LEWISTON – Tens of thousands of concertgoers stream into Artpark concerts every summer, but the cost of police protection there turned into a long and sometimes heated debate at Monday’s meeting of the Lewiston Town Board.
Councilman Ronald Winkley, a former Lewiston police chief who served for a time on the Artpark board of directors, said figures on the cost of police protection presented by Town Supervisor Dennis J. Brochey and Finance Officer Paul Kloosterman were too high.
Kloosterman told the board that with 18 concerts it would cost the Village and Town about $75,000 for police services, while Winkley said the cost was closer to $30,000.
Brochey has said he would also like to eliminate money paid to Artpark that comes to Lewiston in Modern Disposal tipping fees, approximately $100,000 or more per year, but the board did not take any action to change that.
The board voted to release the tipping fees already owed to Artpark and Company, subject to an invoice for police services. The board agreed to meet to work out the correct amount.
Winkley said he should be able to vote on the matter because he is no longer on the Artpark board, but he agreed to recuse himself at Brochey’s request.

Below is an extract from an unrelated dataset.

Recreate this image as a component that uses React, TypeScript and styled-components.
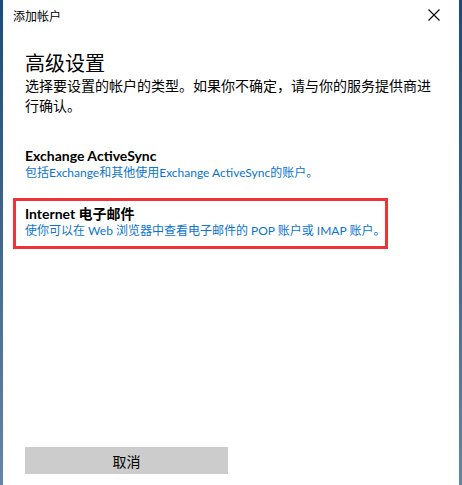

John Camp, chairman of the Artpark Board of Directors, said before the meeting that the town was within its rights to redirect its funds, but said Artpark does not have $1.3 million in revenues, as was stated by Brochey at a prior meeting and said some of those funds are grants that were received to upgrade Artpark.
“Artpark’s budget generally breaks even every year,” Camp said. “In no way shape or form have we ever made $1.3 million a year.”
He said funding is used to support the mission of providing family programs, and the money from tipping fees is part of the budget planning.
He said Artpark receives $100,000 to $120,000 each year and those funds are specifically designated for family programs.
“Overall Artpark does not have deep pockets,” said Camp. “We’ve invested considerably in making the park better.”
After a lengthy discussion, Brochey suggested Winkley was on the side of Artpark. Brochey said he was trying to avoid the town having to pay a tax.
Winkley said he wanted to get a true bill for Artpark and not a double bill for officers who already would be working anyway. After noting his lengthy term as Lewiston police chief, Winkley added: “Don’t ever question my heart in Lewiston again.”
Brochey, who is a former Lewiston village trustee, said he has been working for the past year to get Artpark to pay more and said the Town of Lewiston could use the money because of reduced tipping fees for the town and a drop in sales tax revenues.
Camp said after the meeting, that “We are willing to pay for the true out of pocket costs for police overtime. ... But let’s get the true facts on the table. We are lucky if we break even.”
Camp said Artpark did not pay the town for police costs last year because it did not get a bill.